Community Benefit

Donated Space

Please Take Note: The information provided does not constitute legal or tax advice. The material is provided for informational/educational purposes only. Please consult with counsel regarding your organization's particular circumstances.

Question: Our hospital is leasing a floor on one of our wings to our system’s hospice program to start a "Hospice House" for patients who don't want to be at home during their final days. Our hospice program is part of our system's Senior and Community Service programs and their finances are controlled by Senior Services. They are separate from the hospital but yet we are all under the system's umbrella. We are leasing the space at a nominal fee since it is a service offered by our system and the fact that it meets a huge community need.

What can be reported as community benefit and how? The service is needed by the community and we will be collecting $390,000 less per year for the space than "market." Can we claim the $390,000 as community benefit?

Recommendation:

From Keith Hearle of Verité Healthcare Consulting, LLC.

There are two options you might want to consider:

  • One, you can count the donated space as an "in-kind" donation. The CHA Guide and the IRS 990 Schedule H instructions speak to counting space provided to community organizations in this way, so treating this clinical space in a similar fashion is consistent with that guidance. For this option to be credible, you probably want to be sure that the nominal payment on the space in fact is nominal (i.e., $1 per year or even zero). But you’ll want a lease agreement in place to cover liability and other important matters.
  • Second, you can charge the hospice organization fair market value (FMV) for the space, but then make a community benefit cash contribution/grant to the organization that offsets the FMV amount.
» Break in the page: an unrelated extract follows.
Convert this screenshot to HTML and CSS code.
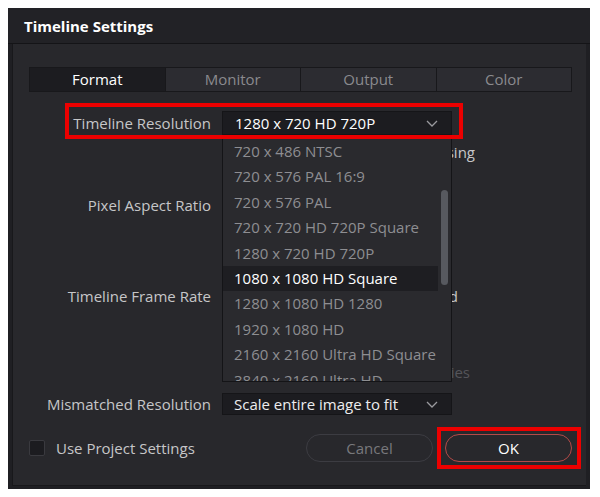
FILE: index.html
```html
<!DOCTYPE html>
<html>
    <head>
        <meta charset="utf-8">
        <link rel="stylesheet" href="styles.css">
    </head>

    <body>
        <div class="dialog">
            <div class="titlebar">Timeline Settings</div>

            <div class="panel">
                <div class="tabs">
                    <div class="tab active">Format</div>
                    <div class="tab">Monitor</div>
                    <div class="tab">Output</div>
                    <div class="tab">Color</div>
                </div>

                <div class="form">
                    <div class="label">Timeline Resolution</div>
                    <div class="field">
                        <div class="select">
                            <span>1280 x 720 HD 720P</span>
                            <svg class="chevron" width="12" height="7" viewBox="0 0 12 7"><path d="M1 1l5 5 5-5" fill="none" stroke="#9a9a9e" stroke-width="1.3"/></svg>
                        </div>

                        <div class="dropdown">
                            <div class="item">720 x 486 NTSC</div>
                            <div class="item">720 x 576 PAL 16:9</div>
                            <div class="item">720 x 576 PAL</div>
                            <div class="item">720 x 720 HD 720P Square</div>
                            <div class="item">1280 x 720 HD 720P</div>
                            <div class="item hover">1080 x 1080 HD Square</div>
                            <div class="item">1280 x 1080 HD 1280</div>
                            <div class="item">1920 x 1080 HD</div>
                            <div class="item">2160 x 2160 Ultra HD Square</div>
                            <div class="item">3840 x 2160 Ultra HD</div>
                            <div class="scrollbar"></div>
                        </div>
                    </div>

                    <div class="label"></div>
                    <div class="field"><span class="behind w-processing">processing</span></div>

                    <div class="label">Pixel Aspect Ratio</div>
                    <div class="field"></div>

                    <div class="label">Timeline Frame Rate</div>
                    <div class="field"><span class="behind w-interlaced">Interlaced</span></div>

                    <div class="label"></div>
                    <div class="field"><span class="behind dim w-properties">properties</span></div>

                    <div class="label">Mismatched Resolution</div>
                    <div class="field">
                        <div class="select small">
                            <span>Scale entire image to fit</span>
                            <svg class="chevron" width="12" height="7" viewBox="0 0 12 7"><path d="M1 1l5 5 5-5" fill="none" stroke="#9a9a9e" stroke-width="1.3"/></svg>
                        </div>
                    </div>
                </div>

                <div class="footer">
                    <div class="checkbox"></div>
                    <div class="check-label">Use Project Settings</div>
                    <div class="spacer"></div>
                    <button class="btn">Cancel</button>
                    <button class="btn primary">OK</button>
                </div>
            </div>

            <div class="mark mark-res"></div>
            <div class="mark mark-ok"></div>
        </div>
    </body>
</html>
```

FILE: styles.css
```css
body {
    margin: 8px;
    background: #fff;
    font-family: "Open Sans", "Noto Sans", sans-serif;
}

.dialog {
    position: relative;
    width: 582px;
    height: 481px;
    background: #1f1f23;
    display: flex;
    flex-direction: column;
}

.titlebar {
    height: 33px;
    line-height: 33px;
    padding: 2px 0 0 16px;
    color: #fff;
    font-weight: 700;
    font-size: 15px;
    background: #222226;
    border-bottom: 1px solid #141417;
}

.panel {
    flex: 1;
    margin: 0 4px 3px 4px;
    padding: 23px 14px 0 16px;
    background: #28282c;
    border-left: 1px solid #18181b;
    border-bottom: 1px solid #18181b;
}

.tabs {
    display: flex;
    height: 25px;
    border: 1px solid #18181b;
    box-sizing: border-box;
}

.tab {
    flex: 1;
    text-align: center;
    line-height: 23px;
    font-size: 15px;
    color: #8a8a8e;
    background: #2c2c31;
    border-left: 1px solid #18181b;
}

.tab:first-child {
    border-left: 0;
}

.tab.active {
    background: #1c1c20;
    color: #fff;
}

.form {
    display: grid;
    grid-template-columns: 182px 230px;
    grid-template-rows: 24px 34px 72px 110px 42px 22px;
    column-gap: 11px;
    margin-top: 19px;
}

.label {
    text-align: right;
    align-self: center;
    font-size: 15px;
    color: #c6c6c8;
}

.field {
    position: relative;
    align-self: center;
}

.select {
    display: flex;
    align-items: center;
    height: 24px;
    padding: 0 12px;
    background: #1c1c20;
    border: 1px solid #151518;
    box-sizing: border-box;
    font-size: 15px;
    color: #fff;
}

.select.small {
    height: 22px;
    padding-left: 11px;
    color: #ececee;
}

.select span {
    flex: 1;
    white-space: nowrap;
}

.chevron {
    margin-right: 1px;
}

.dropdown {
    position: absolute;
    top: 24px;
    left: 0;
    width: 230px;
    height: 247px;
    padding-top: 4px;
    box-sizing: border-box;
    overflow: hidden;
    background: #2a2a2e;
    border: 1px solid #141417;
    border-top: 0;
    z-index: 2;
}

.item {
    height: 25.4px;
    line-height: 25.4px;
    padding-left: 11px;
    margin-right: 13px;
    font-size: 15px;
    color: #8e8e92;
    white-space: nowrap;
}

.item.hover {
    background: #1e1e22;
    color: #fff;
}

.scrollbar {
    position: absolute;
    top: 55px;
    right: 3px;
    width: 7px;
    height: 95px;
    border-radius: 4px;
    background: #57595f;
}

.behind {
    display: block;
    text-align: right;
    white-space: nowrap;
    font-size: 15px;
    color: #c6c6c8;
}

.behind.dim {
    color: #55555a;
}

.w-processing {
    width: 253px;
}

.w-interlaced {
    width: 236px;
}

.w-properties {
    width: 248px;
}

.footer {
    display: flex;
    align-items: center;
    height: 28px;
    margin-top: 19px;
}

.checkbox {
    width: 16px;
    height: 16px;
    box-sizing: border-box;
    background: #1c1c20;
    border: 1px solid #3a3a3f;
    border-radius: 2px;
}

.check-label {
    margin-left: 11px;
    font-size: 15px;
    color: #c6c6c8;
}

.spacer {
    flex: 1;
}

.btn {
    width: 127px;
    height: 28px;
    margin-left: 12px;
    border: 1px solid #3c3c42;
    border-radius: 14px;
    background: #28282c;
    color: #78787c;
    font-family: inherit;
    font-size: 15px;
}

.btn.primary {
    border-color: #b44a48;
    color: #fff;
}

.btn:focus {
    outline: none;
}

.mark {
    position: absolute;
    border: 4px solid #ec0000;
    box-sizing: border-box;
    z-index: 3;
}

.mark-res {
    left: 57px;
    top: 95px;
    width: 398px;
    height: 36px;
}

.mark-ok {
    left: 429px;
    top: 419px;
    width: 144px;
    height: 42px;
}
```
In other words, charge $390,000 and get paid for the space — but then separately give say $390,000 or $400,000 explicitly to help the hospice entity benefit the community. The two payments should not be exactly the same or discussed as a quid pro quo.  These are two separate transactions — FMV payment for the lease, and community benefit grant. To report cash contributions like this as community benefit there are rules that must be honored (you must restrict the use of the funds to a community benefit purpose — such as charity care to be provided by the Hospice, or Medicaid services).

Also, it's important to assure that a prudent layperson would agree that supporting the hospice, in a general sense, truly is a community benefit (meets the definition of a subsidized health service, provides services to low-income people, etc.). That's important under both scenarios.

(April 2015)


Question: We allow many outside groups to come in and use our facility for meeting space. Some of these groups, such as the Parkinson's support group, are directly related to improving health of seniors in the community. However, we do have a few groups that meet here (such as Girl Scout troops) for free but they do not relate directly to health care in the community. How do we count this? Under which category do we place these items? Can we count these costs as community benefit?

Recommendation: Donating space to health care related not-for-profit community groups can be counted as community benefit. Hosting non-health care related community groups, while not directly tied to improving health, supports the community building role of your organization and therefore should be reported as community-building.

We recommend estimating the overhead expense, staff time to set up and breakdown room, and cost of refreshments provided for the meetings. For the Parkinson's support group, the costs should be reported under Category E3. In-Kind Donation, or in the case of community building related groups, in F. Community Building. When estimating the true cost of the space, make sure to use cost (which can be derived from your organization's cost report) rather than using market rate values. For example, do not count what a local hotel might charge for a conference room, but develop an estimate of your costs.